Today is the last day of three days leave I’ve taken from work. This is following a weekend off, so all in all, I’ve had five days off and I’ve managed to recover a little energy back and some motivation to blog and catch up with everyone. It has been really great. I’ve had lie-ins in the mornings and worked on the revisions from my bed with a cup of tea by my side. I’ve had relaxed days working at my own pace. Writing, blogging, having a break in front of the TV, and reading whenever a change was needed. It has been wonderful. I would absolutely love to be able to be a full time writer. Having the time and space to do it at a pace and location that is good for me, has proved productive and I have more than enjoyed it. I love the day job, but I’ve also loved being able to do this. Doing both together is hard work!
Anyway, the revisions are coming on great. I’ve been swinging between optimism and despair for a few weeks, thinking I can do it, then wondering why on Earth I thought I could do it!
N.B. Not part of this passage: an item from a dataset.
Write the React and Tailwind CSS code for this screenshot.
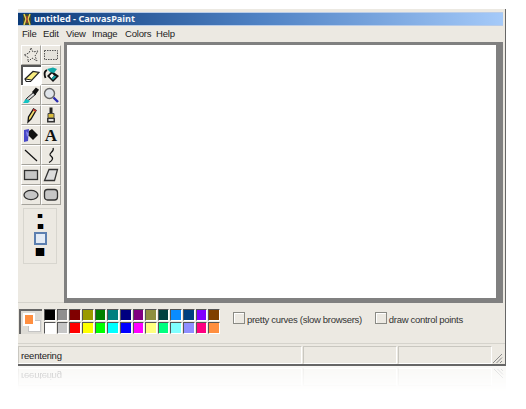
const UI = "font-['Liberation_Sans',sans-serif] tracking-[-0.2px]";

function Ico({ children }) {
  return (
    <svg width="18" height="18" viewBox="0 0 18 18" fill="none" className="block">
      {children}
    </svg>
  );
}

const tools = [
  <Ico><path d="M9 2L11 6L16 5L13 10L15 15L10 12L6 16L6 11L2 9L7 7Z" stroke="#444" strokeWidth="1" strokeDasharray="1.6 1.2" /></Ico>,
  <Ico><rect x="2.5" y="4.5" width="13" height="9" fill="#e4e2dc" stroke="#555" strokeWidth="1" strokeDasharray="1.5 1" /></Ico>,
  <Ico><path d="M2 12L10 4.5L16 5.5L8.5 13.5L3.5 14Z" fill="#f8ec80" stroke="#222" strokeWidth="1.2" /><path d="M2.5 12L8.5 13L8 14.5H3Z" fill="#fff" stroke="#222" strokeWidth="1" /></Ico>,
  <Ico><path d="M10 5L17 10L11 16L5 10Z" fill="#111" /><path d="M7.5 10L10 7.5L12 9.5L9.5 12.5Z" fill="#fff" /><path d="M12 9.5L14.5 10.5L11 14L9.5 12.5Z" fill="#17a0a0" /><path d="M5 4C2.5 5 2 8 3.5 12" stroke="#111" strokeWidth="1.8" /><path d="M5 3L11 1.5L15 3L12 7L8 6Z" fill="#12a8a8" /></Ico>,
  <Ico><path d="M3 15L5 12L12 6L14 8L7 14Z" fill="#d9d9d9" stroke="#222" strokeWidth="1" /><path d="M11 6L14 2.5L16 4L13 8Z" fill="#111" stroke="#111" strokeWidth="1.5" /><path d="M1 17L4 13L8 15L6 17Z" fill="#12c4c4" /></Ico>,
  <Ico><circle cx="7.5" cy="7.5" r="5" fill="#dfe4ea" stroke="#666" strokeWidth="1.4" /><path d="M11.5 11.5L16 16" stroke="#2a2ab0" strokeWidth="2.4" /></Ico>,
  <Ico><path d="M6 16L6.5 11L11.5 3L14 4.5L9 13Z" fill="#f3d86a" stroke="#111" strokeWidth="1.3" /><path d="M11 3.5L14 5" stroke="#c33" strokeWidth="1.5" /></Ico>,
  <Ico><rect x="7.5" y="1.5" width="3" height="6" fill="#222" /><path d="M6 7.5H12V12H6Z" fill="#d8bb3c" stroke="#444" /><rect x="5" y="12" width="8" height="4.5" fill="#333" /><rect x="6.5" y="13" width="5" height="2" fill="#ddd" /></Ico>,
  <Ico><path d="M7 5L10 3L16 9L11 14L6 9Z" fill="#111" /><path d="M2 4L7 3L6 15L2 16Z" fill="#4848c8" /><path d="M4 5L7 8L5 11Z" fill="#8f8fe8" /></Ico>,
  null,
  <Ico><path d="M3 4L15 15" stroke="#111" strokeWidth="1.2" /></Ico>,
  <Ico><path d="M11 2C13 5 7 7 8 9C9 11 12 11 10 14C9 15.5 8 16 7 16.5" stroke="#111" strokeWidth="1.2" /></Ico>,
  <Ico><rect x="2.5" y="4.5" width="13" height="9" fill="#c6c6c6" stroke="#333" strokeWidth="1.3" /></Ico>,
  <Ico><path d="M7 3.5H15.5L12.5 14.5H2.5Z" fill="#dcdcdc" stroke="#333" strokeWidth="1.3" /></Ico>,
  <Ico><ellipse cx="9" cy="9" rx="7" ry="4.7" fill="#c6c6c6" stroke="#333" strokeWidth="1.3" /></Ico>,
  <Ico><rect x="2.5" y="3.5" width="13" height="10.5" rx="3" fill="#c6c6c6" stroke="#333" strokeWidth="1.3" /></Ico>,
];

const topColors = ["#000000","#8f8f8f","#800000","#9a9a00","#008000","#008080","#000080","#800080","#8f8f40","#004040","#0a8cff","#004080","#8000ff","#804000"];
const bottomColors = ["#ffffff","#c6c6c6","#ff0000","#ffff00","#00ff00","#00ffff","#0000ff","#ff00ff","#ffff80","#00ff80","#80ffff","#8f8fff","#ff0080","#ff8f40"];

function ToolButton({ active, children }) {
  const cls = active
    ? "bg-white border-t-2 border-l-2 border-t-[#555] border-l-[#555]"
    : "bg-[#ece9e2] border-b border-r border-t border-l border-t-white border-l-white border-b-[#a5a39c] border-r-[#a5a39c]";
  return <div className={`w-5 h-5 flex items-center justify-center ${cls}`}>{children}</div>;
}

function Swatch({ color }) {
  return (
    <div
      className="h-[12px] border-t border-l border-t-[#555] border-l-[#555] border-b border-r border-b-white border-r-white"
      style={{ backgroundColor: color }}
    />
  );
}

function StatusBar({ mirrored }) {
  const cell = "h-[18px] border-t border-l border-t-[#c9c7c0] border-l-[#c9c7c0] border-b border-r border-b-white border-r-white";
  return (
    <div className={`flex h-[18px] text-[9.5px] text-[#222] ${UI} ${mirrored ? "-scale-y-100" : ""}`}>
      <div className={`${cell} w-[284px] pl-[2px] leading-[17px]`}>reentering</div>
      <div className={`${cell} w-[94px] ml-px`} />
      <div className={`${cell} w-[94px] ml-px`} />
      <div className="flex-1 flex items-end justify-end">
        <svg width="11" height="11" viewBox="0 0 11 11">
          <path d="M10 1L1 10M10 4.5L4.5 10M10 8L8 10" stroke="#8a8a8a" strokeWidth="1" />
        </svg>
      </div>
    </div>
  );
}

function Check({ label, className }) {
  return (
    <div className={`flex items-start shrink-0 ${className}`}>
      <div className="w-[12px] h-[12px] mt-[9px] bg-[#ece9e2] border border-[#8a8a84] shadow-[inset_1px_1px_0_#fff]" />
      <span className="ml-[2px] mt-[10px] text-[9.5px] leading-[14px] text-[#333] whitespace-nowrap font-['Liberation_Sans',sans-serif] tracking-[-0.3px]">{label}</span>
    </div>
  );
}

export default function App() {
  return (
    <div className="w-[526px] h-[409px] bg-white overflow-hidden pt-[9px] pl-[18px]">
      <div className="w-[488px] blur-[0.3px]">
        <div className="h-[357px] bg-[#ece9e2] border-r border-b-2 border-r-[#666] border-b-[#666] pt-[3px] flex flex-col">
          <div className="mr-[2px] h-[14px] flex items-center pl-[3px] bg-gradient-to-r from-[#0a3a78] via-[#4f82c4] to-[#a5caf9] border-y border-y-[#b9cce8]">
            <svg width="12" height="13" viewBox="0 0 12 13">
              <rect x="2" y="1" width="8" height="11" fill="#3c4a30" />
              <path d="M3 1L5 6L3 12M9 1L7 6L9 12" stroke="#e8d050" strokeWidth="1.4" fill="none" />
              <path d="M6 3V10" stroke="#c0392b" strokeWidth="1.2" />
            </svg>
            <span className="ml-[1px] font-['Noto_Sans',sans-serif] text-[9.2px] leading-[12px] font-bold text-[#f2f5fa]">untitled - CanvasPaint</span>
          </div>
          <div className={`h-[14px] mt-px flex items-center pl-[4px] text-[9.5px] text-[#222] ${UI}`}>
            <span className="w-[21px]">File</span>
            <span className="w-[23px]">Edit</span>
            <span className="w-[26px]">View</span>
            <span className="w-[33px]">Image</span>
            <span className="w-[31px]">Colors</span>
            <span>Help</span>
          </div>
          <div className="flex h-[262px] mt-px">
            <div className="w-[46px] border-b border-b-[#d5d3cc] pt-[3px] pl-[3px]">
              <div className="grid grid-cols-[20px_20px] auto-rows-[20px] w-[40px]">
                {tools.map((t, i) => (
                  <ToolButton key={i} active={i === 2}>
                    {t || <span className="font-['Liberation_Serif',serif] font-bold text-[17px] leading-none text-[#111]">A</span>}
                  </ToolButton>
                ))}
              </div>
              <div className="ml-[2px] mt-[3px] w-[34px] h-[56px] border border-[#d8d6cf] flex flex-col items-center pt-[5px]">
                <div className="w-[4px] h-[4px] bg-black shadow-[-1px_0_#d8a070,1px_0_#70a0d8]" />
                <div className="w-[5px] h-[5px] mt-[6px] bg-black shadow-[-1px_0_#d8a070,1px_0_#70a0d8]" />
                <div className="w-[9px] h-[9px] mt-[3px] bg-[#e3ebf5] border-2 border-[#5c7fb0] box-content" />
                <div className="w-[8px] h-[8px] mt-[3px] bg-black shadow-[-1px_0_#d8a070,1px_0_#70a0d8]" />
              </div>
            </div>
            <div className="w-[439px] h-full bg-[#808080] pt-[3px] pl-[3px] pr-[7px] pb-[5px] mr-[2px]">
              <div className="w-full h-full bg-white" />
            </div>
          </div>
          <div className="h-[41px] flex border-b border-b-[#d5d3cc]">
            <div className="w-[23px] h-[25px] mt-[6px] ml-px mr-[2px] shrink-0 bg-[#dedcd6] border-t-2 border-l-2 border-t-[#666] border-l-[#666] relative">
              <div className="absolute left-[7px] top-[9px] w-[13px] h-[12px] bg-white border border-[#c4c4c4]" />
              <div className="absolute left-[2px] top-[2px] w-[12px] h-[13px] bg-[#ff8f40] border-2 border-white" />
            </div>
            <div className="mt-[6px] w-[176px] h-[25px] shrink-0 grid grid-cols-14 grid-rows-[12px_12px] gap-y-px gap-x-px">
              {topColors.map((c) => <Swatch key={c} color={c} />)}
              {bottomColors.map((c) => <Swatch key={c} color={c} />)}
            </div>
            <Check label="pretty curves (slow browsers)" className="ml-[13px]" />
            <Check label="draw control points" className="ml-[13px]" />
          </div>
          <div className="mt-[2px] mr-[2px]"><StatusBar /></div>
        </div>
        <div className="h-[26px] overflow-hidden opacity-30 [mask-image:linear-gradient(to_bottom,black,transparent)]">
          <div className="bg-[#ece9e2] h-[26px] pt-[2px] pr-[2px]"><StatusBar mirrored /></div>
        </div>
      </div>
    </div>
  );
}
I’m rubbish, hopeless and also delusional if I think anyone would want to read this. But – this week, it feels like it’s changing. I can feel the book again. Really feel it. The characters are back in my head and working with me. Having been out on query for while, I had felt distanced and this had proved problematic when attempting to revise, but now I feel comfortable and in a place where I know what needs to be done and more importantly, feel that I can actually do it. Knowing what needs to be done is great, now I just need to find out if I do in fact have it in me, to put what’s in my head, down onto the screen.
Ask me again next week if I feel as optimistic and you may get a different answer!
If you write, do you need to be close to your work, or do you find the break does you good?